Cosa serve quindi per crescere? Tre ingredienti principali, da dosare con saggezza e responsabilità: risorse, progettualità, capacità realizzativa. Primo: le risorse. Al momento, ci sono; ed è inutile negarlo. Anzi, potrebbero essere anche di più, se finalmente il governo accantonasse le sue resistenze di matrice esclusivamente politica nei confronti del Mes. Secondo: la progettualità. Essa richiede lungimiranza, capacità di visione e, perché no, anche una certa fantasia. Le idee non mancano, le proposte finora discusse e inviate all’Unione Europea possono non essere tutte condivisibili ma sono comunque una base di partenza. 
Terzo: la capacità realizzativa.

E ad oggi è proprio questo l’ingrediente mancante, l’anello debole della catena: l’ostinata incapacità dell’apparato amministrativo e burocratico di realizzare ciò che si è progettato. In tutta questa incertezza che caratterizza questo periodo, dunque, resistono delle certezze forse troppo dure a morire, anche in un’epoca straordinaria come questa. Ne è una prova emblematica l’ultimo rapporto della Corte dei conti europea, organismo indipendente che dal 1977 controlla che le risorse dell’Unione siano raccolte e utilizzate correttamente. Ebbene, l’Italia è uno dei peggiori Paesi all’interno dell’Unione per capacità di assorbire i fondi strutturale e di investimento europei; più precisamente, il nostro Paese nel 2019 non aveva ancora usato oltre due terzi dei fondi che l’Europa aveva messo a sua disposizione per il periodo 2014-2020. 

A fronte di una media comunque non elevata tra tutti gli Stati dell’Unione (circa il 40%), l’Italia si piazza al momento al penultimo posto, con una percentuale pari al 30,7%, facendo meglio, si fa per dire, solo della Croazia (30%).
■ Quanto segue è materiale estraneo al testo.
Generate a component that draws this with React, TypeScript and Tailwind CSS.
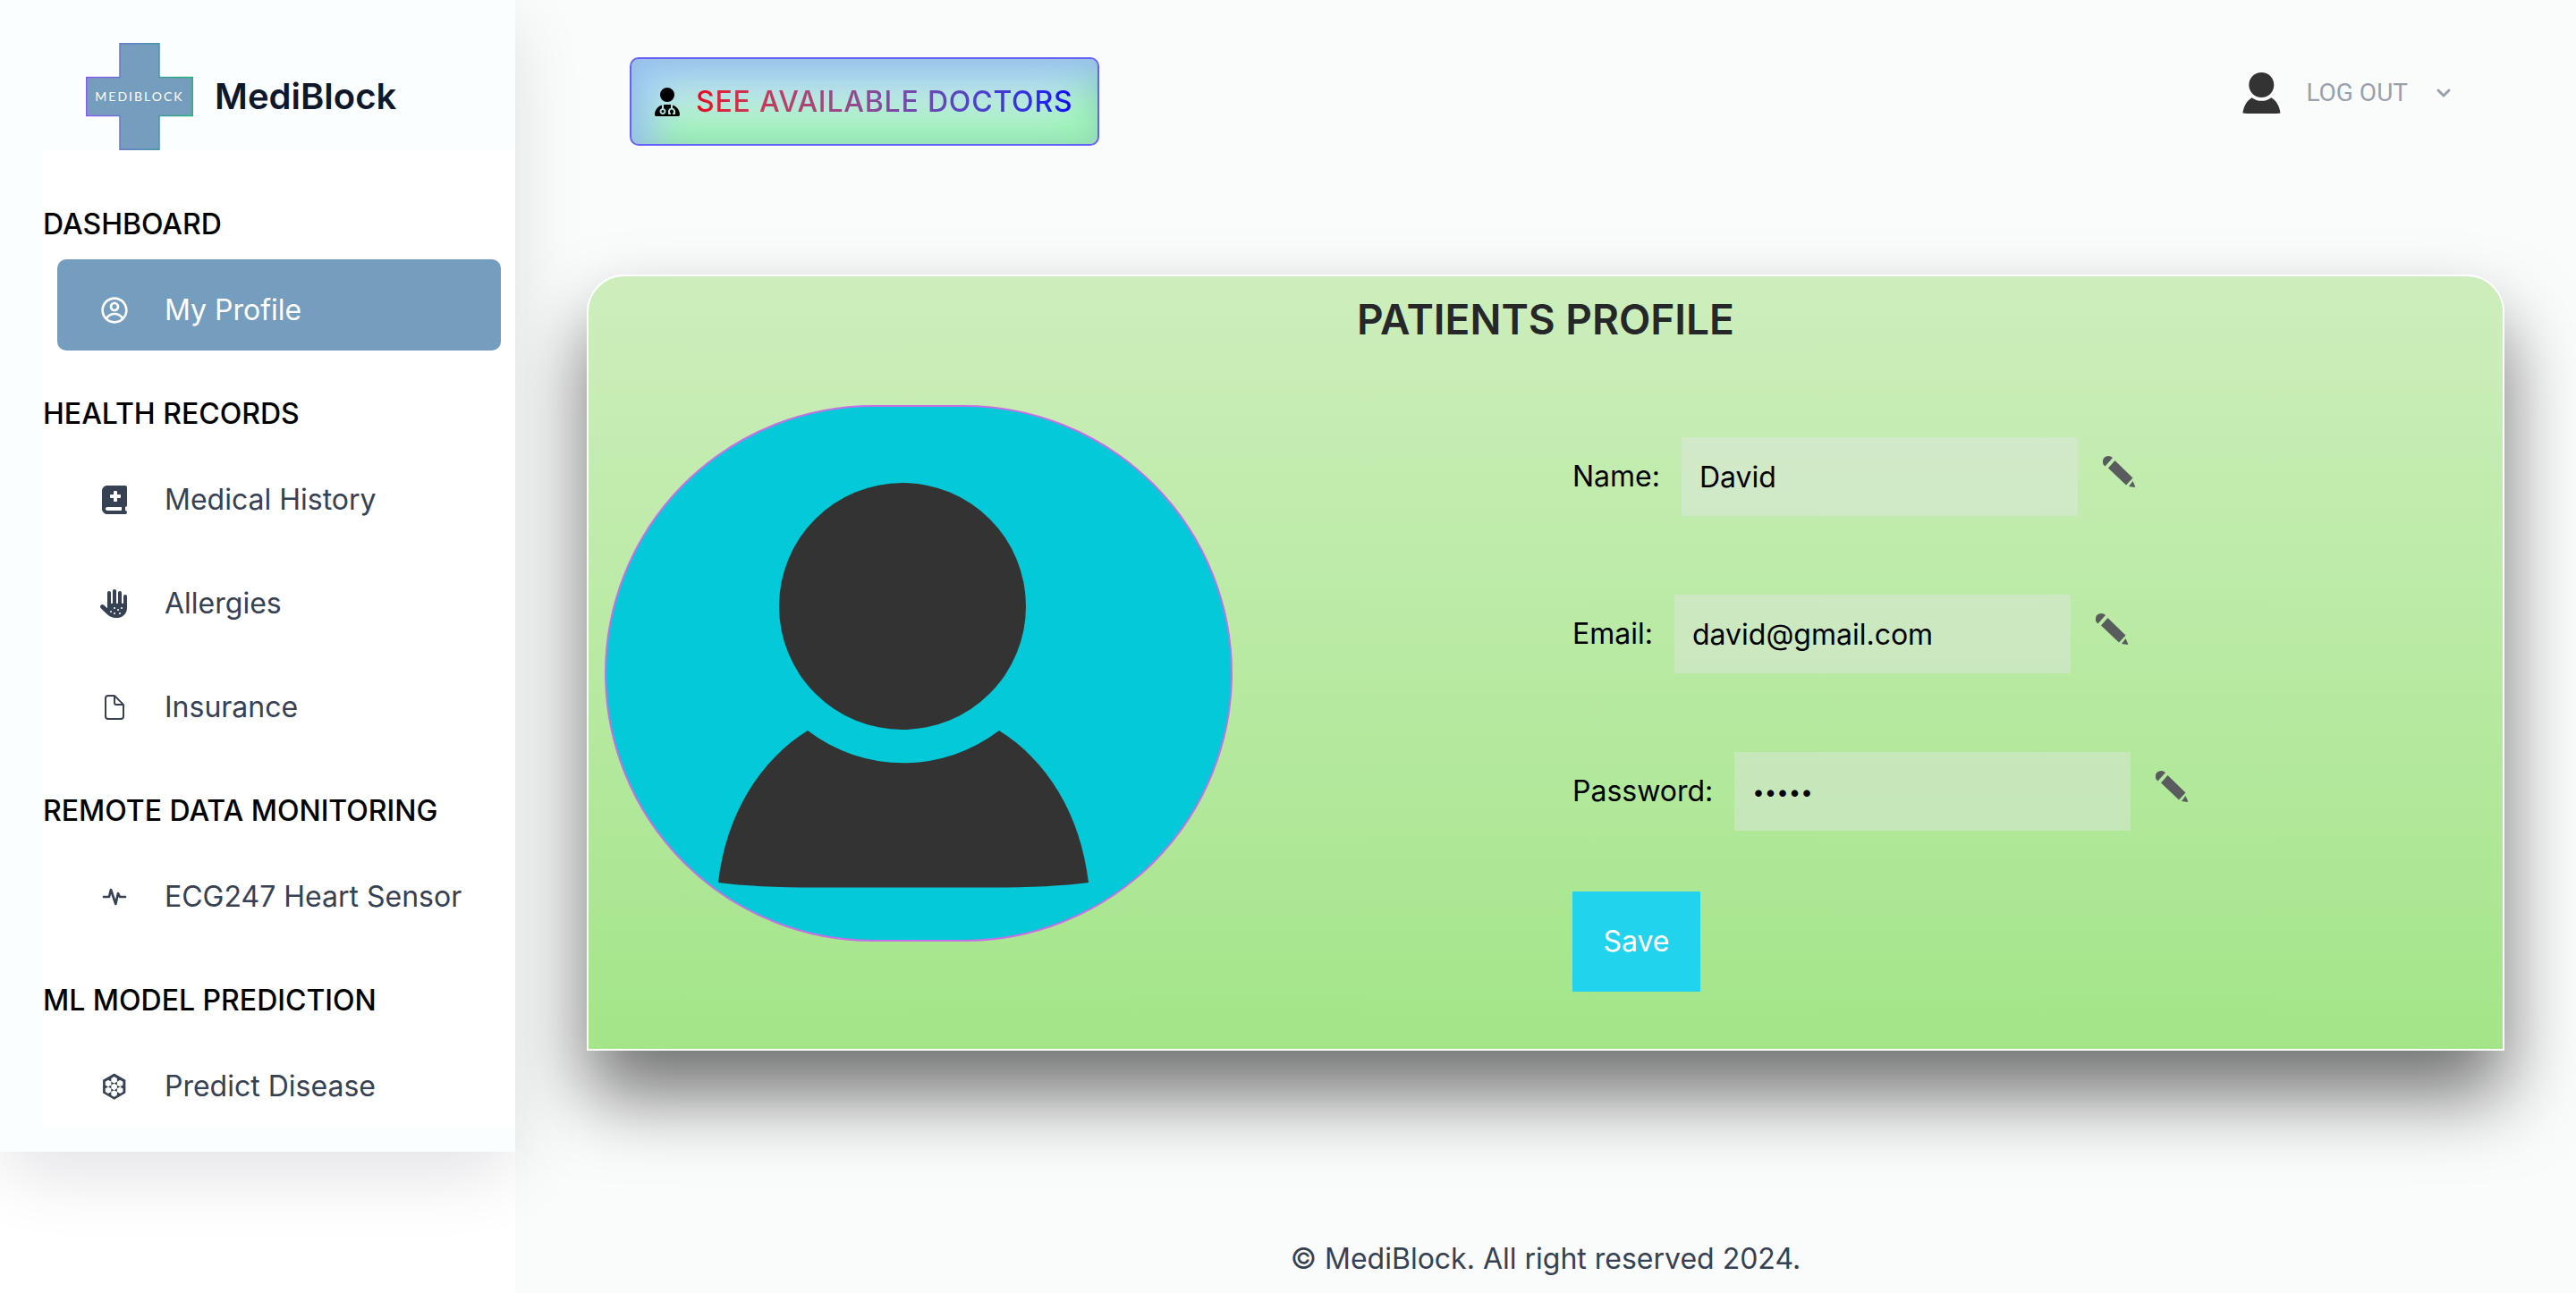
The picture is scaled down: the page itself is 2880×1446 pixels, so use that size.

Che però dell’Unione fa parte solo dal 2013. Quel che è peggio, è che si tratta esattamente della stessa percentuale di cosiddetto assorbimento sperimentata nel 2012. Segno, appunto, che certe debolezze del nostro sistema non cambiano mai e che, ancor peggio, non sembra esserci alcuna intenzione di cambiarle.
Eppure, i primi mesi di questa emergenza sanitaria sembravano promettenti dal punto di vista dell’allentamento della burocrazia. Ma man mano che il tempo passa, tuttavia, il pendolo sembra tornare nella posizione iniziale, con nessuna prospettiva di un vero miglioramento. Equivale a sparare sulla Croce Rossa la quantificazione dei danni economici e dei ritardi che la burocrazia ha causato al nostro Paese. Si tratta di un prezzo che non siamo più in grado di sostenere. Abbiamo l’occasione unica di rivoluzionare ogni aspetto del nostro sistema produttivo e organizzativo. Stiamo chiedendo enormi sacrifici economici a tutti, stiamo sperimentando sui alunni e studenti modalità di somministrazione dell’istruzione innovative ma dall’effetto ancora incerto, stiamo obbligando intere categorie professionali a reinventarsi. È arrivato il momento che sia proprio la pubblica amministrazione a dare per prima un buon esempio, accettando quella rivoluzione che da troppo tempo il Paese attende.